There are also a large number of sculptures portraying women (apsaras, nagakanyas and yoginis) in everyday life, indulging in different activities like taking care of a child, applying make-up, reading a book, dancing, writing a letter, playfully striking mischievous monkeys. These women are adorned with beautiful jewellery, like bangles, earrings, necklaces, waist girdles, anklets as well as with elegant clothes and well-combed hair. Sometimes, they also wear footwear. There are a variety of expressions and emotions depicted, from devotional to erotic. It wouldn’t be wrong to say that this stepwell, built by a woman, is a celebration of all women.

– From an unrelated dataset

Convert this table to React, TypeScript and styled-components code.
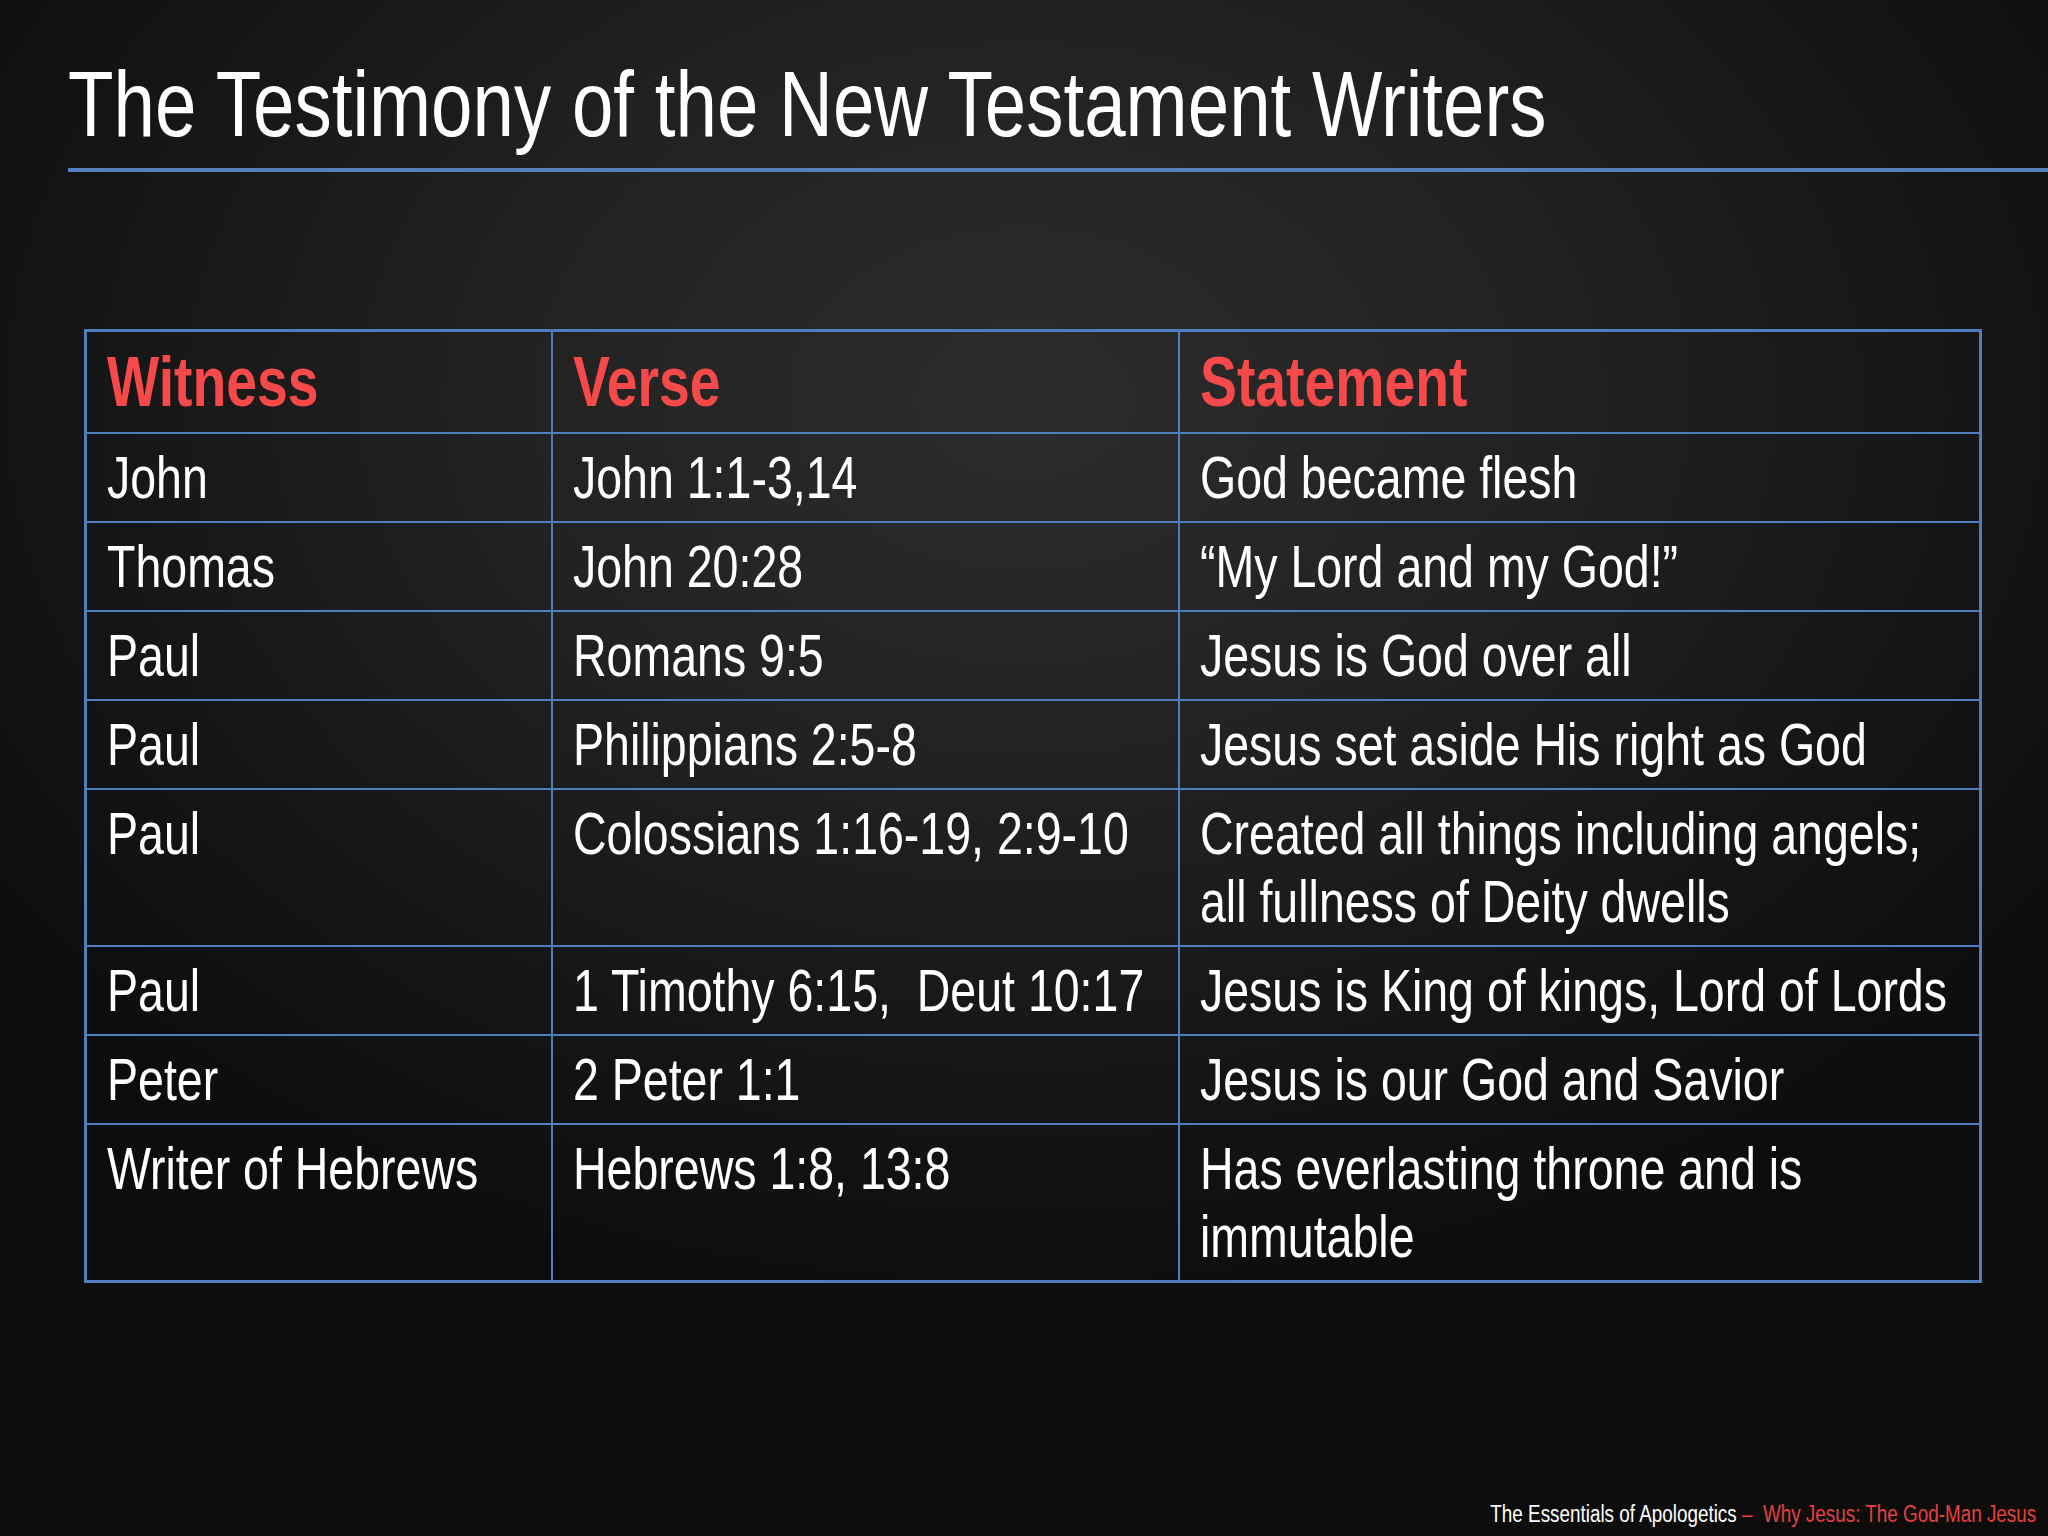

A particularly beautiful sculpture is that of Nayika Karpuramanjari (camphor spray). She is represented as a young maiden coming out of the bath with wet hair and a bird catching droplets of water falling from her hair as if they are pearls.
This stepwell once had 292 pillars, of which 226 remain. Some are intact while others only partially preserved. Sculptures of animals such as horses, elephants and lions decorate these pillars and basement moldings.
The most fascinating panels, at the entrance to the vav, display geometric lattice patterns and designs. These are similar to the designs on the local textiles woven in Patan – the Patola. This traditional weave and its saris also flourished under the patronage of the Solanki rulers.
The seven storeys lead to a well, which is on the westernmost end of the vav. It is about 30 metres deep and 10 metres wide. There is a masonry tank attached to the well to receive its surplus water.
Ran-ki-Vav, apart from being an architectural wonder, was also a subterranean water-harvesting and storage system during heavy rains. It replenished the groundwater and provided the much-needed resource during the dry months. The vav sometimes also turned into a significant social space for communities, providing a cool oasis in the merciless Indian heat.
Ran-ki-Vav, with its sculptural wealth and complex construction techniques, found a place on the UNESCO World Heritage List in 2014. Not more than 3 hours drive away from Ahmedabad, this monument really transports you to a different era.